WHAT IS REQUIRED:
Set the listing down again exactly, please, apart from its pictures.

──────────────────────────────

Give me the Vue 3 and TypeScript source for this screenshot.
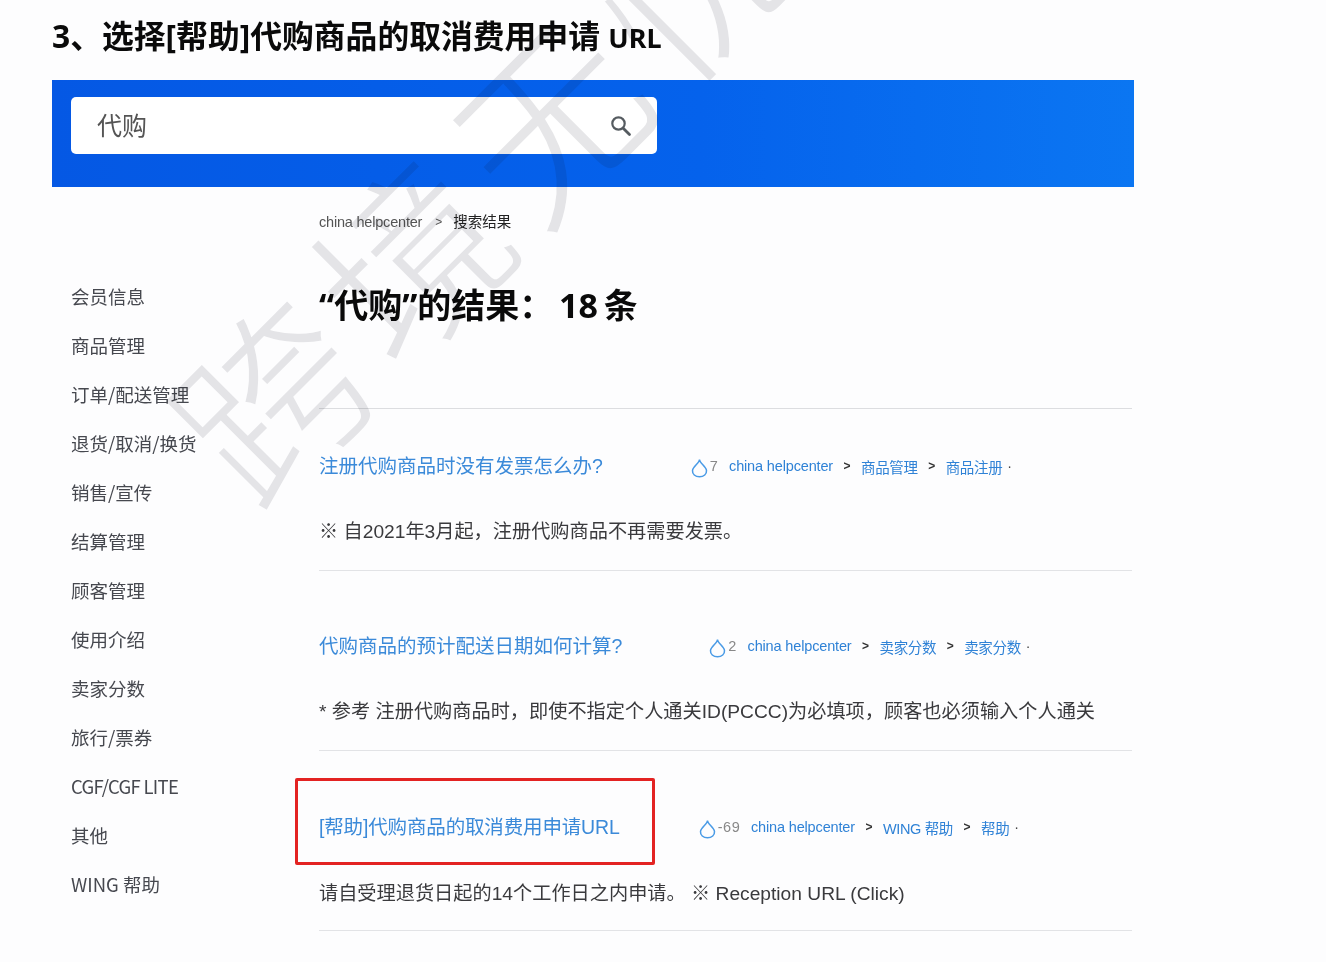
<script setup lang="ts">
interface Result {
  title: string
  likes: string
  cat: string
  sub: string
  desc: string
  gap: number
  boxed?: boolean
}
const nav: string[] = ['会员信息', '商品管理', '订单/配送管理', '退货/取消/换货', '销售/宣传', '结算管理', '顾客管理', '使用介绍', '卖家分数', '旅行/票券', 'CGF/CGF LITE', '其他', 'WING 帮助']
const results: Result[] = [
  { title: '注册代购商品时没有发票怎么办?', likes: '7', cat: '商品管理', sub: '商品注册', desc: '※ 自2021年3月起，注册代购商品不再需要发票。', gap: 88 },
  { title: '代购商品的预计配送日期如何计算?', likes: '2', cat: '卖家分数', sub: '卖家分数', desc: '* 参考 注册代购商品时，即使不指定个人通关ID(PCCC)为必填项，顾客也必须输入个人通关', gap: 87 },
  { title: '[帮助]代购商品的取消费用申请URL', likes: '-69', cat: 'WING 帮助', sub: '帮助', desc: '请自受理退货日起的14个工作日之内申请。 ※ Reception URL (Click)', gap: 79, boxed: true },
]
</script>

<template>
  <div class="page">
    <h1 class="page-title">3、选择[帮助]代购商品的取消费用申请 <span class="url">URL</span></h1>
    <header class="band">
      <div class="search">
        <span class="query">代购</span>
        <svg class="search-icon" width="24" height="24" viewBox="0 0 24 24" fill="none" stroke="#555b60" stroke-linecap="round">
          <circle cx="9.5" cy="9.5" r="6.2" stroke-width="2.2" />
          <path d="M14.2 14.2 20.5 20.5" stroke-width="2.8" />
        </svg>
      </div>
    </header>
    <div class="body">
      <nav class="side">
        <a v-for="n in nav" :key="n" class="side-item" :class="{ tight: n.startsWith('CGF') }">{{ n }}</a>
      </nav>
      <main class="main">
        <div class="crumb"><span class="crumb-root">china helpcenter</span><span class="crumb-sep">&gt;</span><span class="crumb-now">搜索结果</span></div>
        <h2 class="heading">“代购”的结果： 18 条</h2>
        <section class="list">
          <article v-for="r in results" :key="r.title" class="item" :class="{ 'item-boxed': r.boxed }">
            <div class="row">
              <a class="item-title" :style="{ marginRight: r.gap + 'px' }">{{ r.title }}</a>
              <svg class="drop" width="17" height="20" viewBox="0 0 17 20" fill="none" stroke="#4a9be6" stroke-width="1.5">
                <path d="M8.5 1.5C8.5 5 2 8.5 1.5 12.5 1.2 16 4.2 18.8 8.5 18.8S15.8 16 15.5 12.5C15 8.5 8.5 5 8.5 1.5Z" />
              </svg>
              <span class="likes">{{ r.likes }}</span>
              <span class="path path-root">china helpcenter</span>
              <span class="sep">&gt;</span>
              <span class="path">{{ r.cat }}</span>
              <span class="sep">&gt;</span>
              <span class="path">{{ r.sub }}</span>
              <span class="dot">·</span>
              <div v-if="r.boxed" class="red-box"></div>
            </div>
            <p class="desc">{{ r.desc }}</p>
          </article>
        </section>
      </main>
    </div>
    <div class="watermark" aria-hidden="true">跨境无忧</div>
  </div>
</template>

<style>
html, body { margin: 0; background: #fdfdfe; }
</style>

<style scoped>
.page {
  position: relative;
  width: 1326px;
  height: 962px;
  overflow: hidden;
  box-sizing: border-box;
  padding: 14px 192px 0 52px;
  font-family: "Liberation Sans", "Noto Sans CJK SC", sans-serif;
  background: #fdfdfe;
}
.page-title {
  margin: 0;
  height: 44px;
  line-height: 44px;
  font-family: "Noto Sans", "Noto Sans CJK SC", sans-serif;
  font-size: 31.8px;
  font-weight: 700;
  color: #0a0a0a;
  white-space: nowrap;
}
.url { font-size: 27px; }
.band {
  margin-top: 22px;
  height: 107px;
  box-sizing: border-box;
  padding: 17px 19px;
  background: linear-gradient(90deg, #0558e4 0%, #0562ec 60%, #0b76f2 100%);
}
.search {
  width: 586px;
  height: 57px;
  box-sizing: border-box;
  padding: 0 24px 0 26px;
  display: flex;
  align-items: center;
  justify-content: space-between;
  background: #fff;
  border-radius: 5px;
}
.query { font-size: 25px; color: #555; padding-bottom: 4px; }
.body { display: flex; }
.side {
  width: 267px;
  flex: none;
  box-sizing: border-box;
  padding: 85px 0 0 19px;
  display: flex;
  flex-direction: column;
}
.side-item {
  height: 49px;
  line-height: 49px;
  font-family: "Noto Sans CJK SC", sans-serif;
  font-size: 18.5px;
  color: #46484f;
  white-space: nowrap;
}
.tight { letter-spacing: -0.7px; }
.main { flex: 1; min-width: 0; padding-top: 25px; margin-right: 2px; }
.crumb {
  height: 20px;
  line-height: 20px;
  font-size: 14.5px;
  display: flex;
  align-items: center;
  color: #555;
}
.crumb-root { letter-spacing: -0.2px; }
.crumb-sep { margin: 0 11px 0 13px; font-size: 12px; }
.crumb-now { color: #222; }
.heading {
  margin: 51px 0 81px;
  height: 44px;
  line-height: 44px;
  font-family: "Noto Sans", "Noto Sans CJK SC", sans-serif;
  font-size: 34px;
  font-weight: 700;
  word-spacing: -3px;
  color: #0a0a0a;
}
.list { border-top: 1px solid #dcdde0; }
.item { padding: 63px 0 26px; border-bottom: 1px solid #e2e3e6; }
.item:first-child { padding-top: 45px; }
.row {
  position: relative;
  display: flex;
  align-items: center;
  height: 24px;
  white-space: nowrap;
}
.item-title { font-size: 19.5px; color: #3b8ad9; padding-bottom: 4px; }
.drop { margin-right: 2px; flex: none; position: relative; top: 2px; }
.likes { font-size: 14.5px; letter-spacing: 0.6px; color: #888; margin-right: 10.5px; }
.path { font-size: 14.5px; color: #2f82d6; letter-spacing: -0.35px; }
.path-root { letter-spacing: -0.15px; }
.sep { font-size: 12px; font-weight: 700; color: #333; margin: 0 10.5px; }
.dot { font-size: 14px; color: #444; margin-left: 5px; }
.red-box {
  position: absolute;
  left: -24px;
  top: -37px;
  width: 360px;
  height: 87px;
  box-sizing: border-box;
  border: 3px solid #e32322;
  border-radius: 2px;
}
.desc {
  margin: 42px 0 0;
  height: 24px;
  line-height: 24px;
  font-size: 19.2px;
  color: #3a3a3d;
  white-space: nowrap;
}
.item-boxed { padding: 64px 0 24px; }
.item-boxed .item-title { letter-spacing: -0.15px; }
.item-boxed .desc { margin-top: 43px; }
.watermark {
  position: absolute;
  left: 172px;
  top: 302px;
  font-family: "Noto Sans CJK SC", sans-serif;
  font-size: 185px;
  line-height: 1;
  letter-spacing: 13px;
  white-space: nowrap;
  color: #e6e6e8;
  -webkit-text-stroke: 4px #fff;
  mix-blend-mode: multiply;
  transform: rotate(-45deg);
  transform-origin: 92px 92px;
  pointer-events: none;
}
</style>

──────────────────────────────

EXPECTED ANSWER:
Give me the Vue 3 and TypeScript source for this screenshot.
<script setup lang="ts">
interface Result {
  title: string
  likes: string
  cat: string
  sub: string
  desc: string
  gap: number
  boxed?: boolean
}
const nav: string[] = ['会员信息', '商品管理', '订单/配送管理', '退货/取消/换货', '销售/宣传', '结算管理', '顾客管理', '使用介绍', '卖家分数', '旅行/票券', 'CGF/CGF LITE', '其他', 'WING 帮助']
const results: Result[] = [
  { title: '注册代购商品时没有发票怎么办?', likes: '7', cat: '商品管理', sub: '商品注册', desc: '※ 自2021年3月起，注册代购商品不再需要发票。', gap: 88 },
  { title: '代购商品的预计配送日期如何计算?', likes: '2', cat: '卖家分数', sub: '卖家分数', desc: '* 参考 注册代购商品时，即使不指定个人通关ID(PCCC)为必填项，顾客也必须输入个人通关', gap: 87 },
  { title: '[帮助]代购商品的取消费用申请URL', likes: '-69', cat: 'WING 帮助', sub: '帮助', desc: '请自受理退货日起的14个工作日之内申请。 ※ Reception URL (Click)', gap: 79, boxed: true },
]
</script>

<template>
  <div class="page">
    <h1 class="page-title">3、选择[帮助]代购商品的取消费用申请 <span class="url">URL</span></h1>
    <header class="band">
      <div class="search">
        <span class="query">代购</span>
        <svg class="search-icon" width="24" height="24" viewBox="0 0 24 24" fill="none" stroke="#555b60" stroke-linecap="round">
          <circle cx="9.5" cy="9.5" r="6.2" stroke-width="2.2" />
          <path d="M14.2 14.2 20.5 20.5" stroke-width="2.8" />
        </svg>
      </div>
    </header>
    <div class="body">
      <nav class="side">
        <a v-for="n in nav" :key="n" class="side-item" :class="{ tight: n.startsWith('CGF') }">{{ n }}</a>
      </nav>
      <main class="main">
        <div class="crumb"><span class="crumb-root">china helpcenter</span><span class="crumb-sep">&gt;</span><span class="crumb-now">搜索结果</span></div>
        <h2 class="heading">“代购”的结果： 18 条</h2>
        <section class="list">
          <article v-for="r in results" :key="r.title" class="item" :class="{ 'item-boxed': r.boxed }">
            <div class="row">
              <a class="item-title" :style="{ marginRight: r.gap + 'px' }">{{ r.title }}</a>
              <svg class="drop" width="17" height="20" viewBox="0 0 17 20" fill="none" stroke="#4a9be6" stroke-width="1.5">
                <path d="M8.5 1.5C8.5 5 2 8.5 1.5 12.5 1.2 16 4.2 18.8 8.5 18.8S15.8 16 15.5 12.5C15 8.5 8.5 5 8.5 1.5Z" />
              </svg>
              <span class="likes">{{ r.likes }}</span>
              <span class="path path-root">china helpcenter</span>
              <span class="sep">&gt;</span>
              <span class="path">{{ r.cat }}</span>
              <span class="sep">&gt;</span>
              <span class="path">{{ r.sub }}</span>
              <span class="dot">·</span>
              <div v-if="r.boxed" class="red-box"></div>
            </div>
            <p class="desc">{{ r.desc }}</p>
          </article>
        </section>
      </main>
    </div>
    <div class="watermark" aria-hidden="true">跨境无忧</div>
  </div>
</template>

<style>
html, body { margin: 0; background: #fdfdfe; }
</style>

<style scoped>
.page {
  position: relative;
  width: 1326px;
  height: 962px;
  overflow: hidden;
  box-sizing: border-box;
  padding: 14px 192px 0 52px;
  font-family: "Liberation Sans", "Noto Sans CJK SC", sans-serif;
  background: #fdfdfe;
}
.page-title {
  margin: 0;
  height: 44px;
  line-height: 44px;
  font-family: "Noto Sans", "Noto Sans CJK SC", sans-serif;
  font-size: 31.8px;
  font-weight: 700;
  color: #0a0a0a;
  white-space: nowrap;
}
.url { font-size: 27px; }
.band {
  margin-top: 22px;
  height: 107px;
  box-sizing: border-box;
  padding: 17px 19px;
  background: linear-gradient(90deg, #0558e4 0%, #0562ec 60%, #0b76f2 100%);
}
.search {
  width: 586px;
  height: 57px;
  box-sizing: border-box;
  padding: 0 24px 0 26px;
  display: flex;
  align-items: center;
  justify-content: space-between;
  background: #fff;
  border-radius: 5px;
}
.query { font-size: 25px; color: #555; padding-bottom: 4px; }
.body { display: flex; }
.side {
  width: 267px;
  flex: none;
  box-sizing: border-box;
  padding: 85px 0 0 19px;
  display: flex;
  flex-direction: column;
}
.side-item {
  height: 49px;
  line-height: 49px;
  font-family: "Noto Sans CJK SC", sans-serif;
  font-size: 18.5px;
  color: #46484f;
  white-space: nowrap;
}
.tight { letter-spacing: -0.7px; }
.main { flex: 1; min-width: 0; padding-top: 25px; margin-right: 2px; }
.crumb {
  height: 20px;
  line-height: 20px;
  font-size: 14.5px;
  display: flex;
  align-items: center;
  color: #555;
}
.crumb-root { letter-spacing: -0.2px; }
.crumb-sep { margin: 0 11px 0 13px; font-size: 12px; }
.crumb-now { color: #222; }
.heading {
  margin: 51px 0 81px;
  height: 44px;
  line-height: 44px;
  font-family: "Noto Sans", "Noto Sans CJK SC", sans-serif;
  font-size: 34px;
  font-weight: 700;
  word-spacing: -3px;
  color: #0a0a0a;
}
.list { border-top: 1px solid #dcdde0; }
.item { padding: 63px 0 26px; border-bottom: 1px solid #e2e3e6; }
.item:first-child { padding-top: 45px; }
.row {
  position: relative;
  display: flex;
  align-items: center;
  height: 24px;
  white-space: nowrap;
}
.item-title { font-size: 19.5px; color: #3b8ad9; padding-bottom: 4px; }
.drop { margin-right: 2px; flex: none; position: relative; top: 2px; }
.likes { font-size: 14.5px; letter-spacing: 0.6px; color: #888; margin-right: 10.5px; }
.path { font-size: 14.5px; color: #2f82d6; letter-spacing: -0.35px; }
.path-root { letter-spacing: -0.15px; }
.sep { font-size: 12px; font-weight: 700; color: #333; margin: 0 10.5px; }
.dot { font-size: 14px; color: #444; margin-left: 5px; }
.red-box {
  position: absolute;
  left: -24px;
  top: -37px;
  width: 360px;
  height: 87px;
  box-sizing: border-box;
  border: 3px solid #e32322;
  border-radius: 2px;
}
.desc {
  margin: 42px 0 0;
  height: 24px;
  line-height: 24px;
  font-size: 19.2px;
  color: #3a3a3d;
  white-space: nowrap;
}
.item-boxed { padding: 64px 0 24px; }
.item-boxed .item-title { letter-spacing: -0.15px; }
.item-boxed .desc { margin-top: 43px; }
.watermark {
  position: absolute;
  left: 172px;
  top: 302px;
  font-family: "Noto Sans CJK SC", sans-serif;
  font-size: 185px;
  line-height: 1;
  letter-spacing: 13px;
  white-space: nowrap;
  color: #e6e6e8;
  -webkit-text-stroke: 4px #fff;
  mix-blend-mode: multiply;
  transform: rotate(-45deg);
  transform-origin: 92px 92px;
  pointer-events: none;
}
</style>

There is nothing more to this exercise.